Mick shook his head, clearly disgusted. "If you do this. If you use Tula   to get at her old man, then you're as big a louse as he is."

Simon chewed on those words for a minute or two, then shook them off,   determined to stay his course. He'd made a plan, damn it. Now he had to   follow through. That was how he lived his life and he wasn't about to   change now. Wasn't even sure he could change if he wanted to.

"It's not who you are, Simon," Mick told him. "I hope you remember that before it's too late."



A few days later, Tula was happy.

Anna had been right, she thought. Though she hadn't actually confessed   her love for Simon, she had tried to show him over the last several days   just how important he had become to her. She was sure she was getting   through to him. She felt it. In his easy smile. His touch. The  whispered  words in the night and the gentle strength in his arms when  he held her  as she slept.

He hadn't mentioned again the subject of hiring a nanny. They hadn't   talked about him taking full custody of Nathan. Instead, the three of   them were in a sort of limbo. Locked into a paralyzing state where they   didn't move forward and didn't go back. It was as if they were caught  in  the present, while Tula and Simon tried to decide what might be  waiting  for them in the still hazy future.

She didn't like waiting. She never had been a patient person, Tula   admitted silently. But she was trying to fight her natural   inclination-which would be grabbing Simon and shaking him until he   admitted he loved her-so she could have the time to show Simon exactly   how good they were together.

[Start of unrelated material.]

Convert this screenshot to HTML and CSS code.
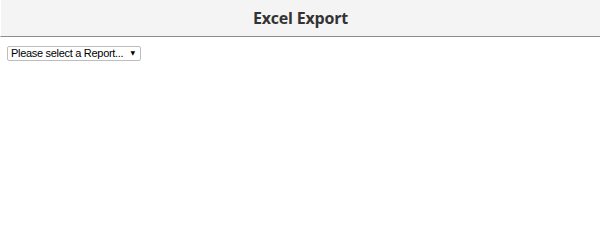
FILE: index.html
```html
<!DOCTYPE html>
<html>
<head>
<meta charset="utf-8">
<link rel="stylesheet" href="styles.css">
</head>
<body>
<header class="header"><h1 class="title">Excel Export</h1></header>
<main class="content">
<div class="select-wrap">
<select class="report-select">
<option>Please select a Report...</option>
</select>
<span class="select-arrow">&#9660;</span>
</div>
</main>
</body>
</html>
```
FILE: styles.css
```css
html, body { margin: 0; padding: 0; background: #fff; }
body { width: 600px; height: 203px; overflow: hidden; }
.header {
  height: 36px;
  background: #f4f4f4;
  border-bottom: 1px solid #8c8c8c;
  border-left: 1px solid #fff;
  display: flex;
  align-items: center;
  justify-content: center;
}
.title {
  margin: 0;
  font-family: "Open Sans", sans-serif;
  font-weight: 700;
  font-size: 16px;
  letter-spacing: -0.2px;
  color: #333;
}
.content { padding: 9px 7px; }
.select-wrap {
  position: relative;
  width: 134px;
  height: 15px;
}
.report-select {
  -webkit-appearance: none;
  appearance: none;
  box-sizing: border-box;
  font-family: "Liberation Sans", Arial, sans-serif;
  font-size: 11px;
  letter-spacing: -0.3px;
  line-height: 13px;
  height: 15px;
  width: 134px;
  padding: 0 14px 0 3px;
  margin: 0;
  border: 1px solid #bdbdbd;
  border-radius: 2px;
  background: #fff;
  color: #000;
  display: block;
  outline: none;
}
.select-arrow {
  position: absolute;
  right: 6px;
  top: 3px;
  font-family: "DejaVu Sans", sans-serif;
  font-size: 6px;
  line-height: 8px;
  color: #000;
  pointer-events: none;
}
```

"Maybe this will work out, Nathan," she told the baby as she zipped up   his tiny sweatshirt for their walk to the bookstore. "Maybe we will   become a real family."

The baby laughed at the idea and clapped his hands together as if applauding her.

"That's my boy." She kissed him, then picked up the baby she thought of   as her son and settled him into his stroller. "Now, Nathan, what do you   say we go see the nice lady at the bookstore and talk about the  signing  this weekend?"



For days Simon had been living in two different worlds.

In one, he experienced a kind of happiness that he had never known   before. In the other, there was a black cloud of misery hanging over his   head, making him feel as though he was about to make the biggest   mistake of his life.                       
       
           



       

He walked down the crowded sidewalk in the heart of downtown San   Francisco and hardly noticed the bustle around him. His gaze fixed dead   ahead, the expression on his face was ferocious enough to convince  other  pedestrians to give him a wide berth.